Understanding Attribution in Google Ads: Data-Driven, Last Click & Co.
Which attribution model counts your conversions how β and why Google Ads and GA4 never show the same numbers. Practical consequences for budget and bidding strategies.
TL;DR
Attribution decides which click gets credited with a conversion β and thus which campaigns deserve budget. Data-driven attribution is today's standard in Google Ads and distributes conversion value across multiple clicks based on data. Google Ads and GA4 never show identical numbers by design: different counting, different assignment, different timing β that's normal and not a tracking error.
One conversion, three truths: Your Google Ads account shows 100 conversions, GA4 shows 72, your shop backend 85. All three numbers are "correct" β they just answer different questions. If you don't understand this, you'll draw wrong conclusions and shift budget into the wrong campaigns.
This article explains how attribution works in Google Ads today, why data-driven attribution is the standard, why GA4 fundamentally shows different numbers, and what this concretely means for your bidding and budget decisions.
Why Attribution Decides Your Budget
Attribution answers a simple question: Which touchpoint gets credited with the conversion?
That sounds academic, but it's hard-nosed budget control. An example:
Customer journey of a buyer:
1. Click on generic search ad "running shoes cushioning" (research)
2. 3 days later: click on Shopping ad (comparison)
3. 5 days later: click on brand ad "yourshop running shoes" β purchase β¬120
With last click, the brand campaign gets the full β¬120. The generic campaign that brought the customer in the first place sits at β¬0 β and looks unprofitable.
The consequence of wrong attribution: You cut the budget of the generic campaign because it "doesn't perform." Three months later, everyone wonders why brand conversions are collapsing too. The mistake wasn't in the campaign but in the measurement model.
This is exactly why the attribution model is one of the most consequential settings in the entire account β even though it's just a dropdown in the conversion settings.
The Attribution Models in Google Ads Today
Google has heavily thinned out the field in recent years. First click, linear, time decay, and position-based were abolished in 2023. Two models remain:
| Model | How it works | Status | |-------|-------------|--------| | Data-driven attribution (DDA) | Distributes conversion value across multiple ad clicks based on data | Default for most conversion actions | | Last click | The last Google Ads click gets 100% | Selectable, sensible only in special cases |
Data-Driven Attribution Explained
Using machine learning, DDA compares the conversion paths of buyers with those of non-buyers and calculates from this what contribution each click actually made.
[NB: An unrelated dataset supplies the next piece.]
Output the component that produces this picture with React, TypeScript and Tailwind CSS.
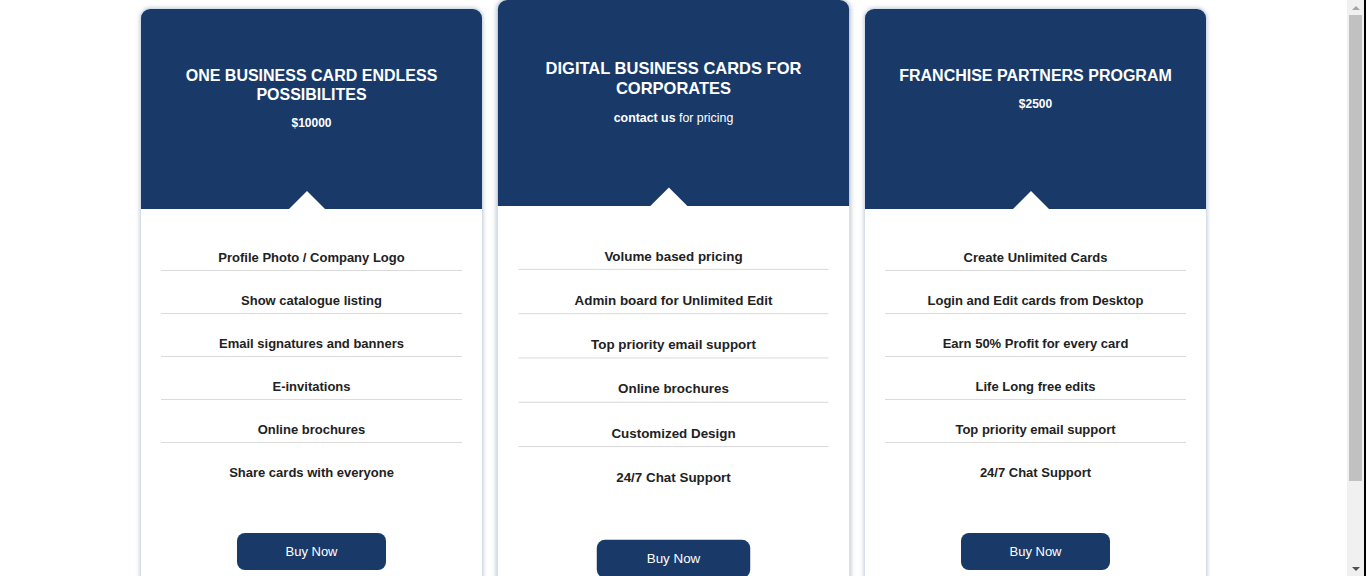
const plans = [
  {
    title: "One Business Card Endless Possibilites",
    price: <span>$10000</span>,
    features: [
      "Profile Photo / Company Logo",
      "Show catalogue listing",
      "Email signatures and banners",
      "E-invitations",
      "Online brochures",
      "Share cards with everyone",
    ],
    active: false,
  },
  {
    title: "Digital Business Cards for Corporates",
    price: (
      <span>
        contact us <span className="font-normal">for pricing</span>
      </span>
    ),
    features: [
      "Volume based pricing",
      "Admin board for Unlimited Edit",
      "Top priority email support",
      "Online brochures",
      "Customized Design",
      "24/7 Chat Support",
    ],
    active: true,
  },
  {
    title: "Franchise Partners Program",
    price: <span>$2500</span>,
    features: [
      "Create Unlimited Cards",
      "Login and Edit cards from Desktop",
      "Earn 50% Profit for every card",
      "Life Long free edits",
      "Top priority email support",
      "24/7 Chat Support",
    ],
    active: false,
  },
];

function Scrollbar() {
  return (
    <div className="flex h-full w-[19px] shrink-0">
      <div className="flex w-[17px] flex-col bg-[#f0f0f0]">
        <div className="flex h-[15px] items-center justify-center">
          <div className="h-0 w-0 border-x-[4px] border-b-[4px] border-x-transparent border-b-[#a3a3a3]" />
        </div>
        <div className="flex-1 px-[2px]">
          <div className="h-[466px] bg-[#c1c1c1]" />
        </div>
        <div className="flex h-[15px] items-center justify-center">
          <div className="h-0 w-0 border-x-[4px] border-t-[4px] border-x-transparent border-t-[#505050]" />
        </div>
      </div>
      <div className="w-[2px] bg-black" />
    </div>
  );
}

export default function App() {
  return (
    <div
      className="flex h-screen overflow-hidden bg-white"
      style={{ fontFamily: '"Liberation Sans", Arial, sans-serif' }}
    >
      <main className="flex-1 overflow-hidden pt-[8px]">
        <div className="flex justify-center gap-[19px]">
          {plans.map((plan) => (
            <div
              key={plan.title}
              className={
                "relative flex h-[600px] w-[343px] shrink-0 flex-col rounded-t-[10px] border border-[#d5dde8] bg-white shadow-[0_0_4px_rgba(24,58,105,0.28)] " +
                (plan.active ? "z-10 scale-[1.03]" : "")
              }
            >
              {/* header */}
              <div className="relative h-[200px] rounded-t-[9px] bg-[#193a69] px-[30px] pt-[57px] text-center text-white">
                <h3 className="text-[16px] font-bold uppercase leading-[19px]">{plan.title}</h3>
                <p className="mt-[12px] text-[12px] font-bold leading-[14px]">{plan.price}</p>
                <div className="absolute bottom-0 left-[calc(50%-23px)] h-0 w-0 border-x-[18px] border-b-[18px] border-x-transparent border-b-white" />
              </div>

              {/* features */}
              <ul className="mx-[20px] mt-[19px]">
                {plan.features.map((f, i) => (
                  <li
                    key={f}
                    className={
                      "pt-[21px] pb-[4px] text-center text-[13px] font-bold leading-[17px] text-[#222] " +
                      (i < plan.features.length - 1 ? "border-b border-[#dadada]" : "")
                    }
                  >
                    {f}
                  </li>
                ))}
              </ul>

              <div className="mt-[48px] flex justify-center">
                <button className="h-[37px] w-[149px] rounded-[8px] bg-[#193a69] text-[13px] text-white">
                  Buy Now
                </button>
              </div>
            </div>
          ))}
        </div>
      </main>
      <Scrollbar />
    </div>
  );
}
Simplified:
What the model observes:
Paths WITH a click on the generic ad β convert at 4%
Paths WITHOUT this click β convert at 2%
Conclusion: The generic click significantly increases
the conversion probability β it receives a corresponding
share of the conversion value.
The result is fractional conversions: A campaign can be credited with 0.4 conversions from one journey. That's why you see decimal numbers like "23.7 conversions" in reports β that's not a bug, it's DDA.
Important to know:
- DDA only evaluates Google-owned touchpoints (Search, Shopping, YouTube, Display β depending on measurability). Your newsletter, SEO, or Meta Ads don't appear in the model
- DDA is a black box: you cannot inspect or recalculate the weighting
- DDA used to require high minimum data volumes β today it's available to practically all accounts; with very little data, Google falls back on more conservative methods
When Last Click Still Makes Sense
- You deliberately want to evaluate only the closing click (e.g., for certain controlling views)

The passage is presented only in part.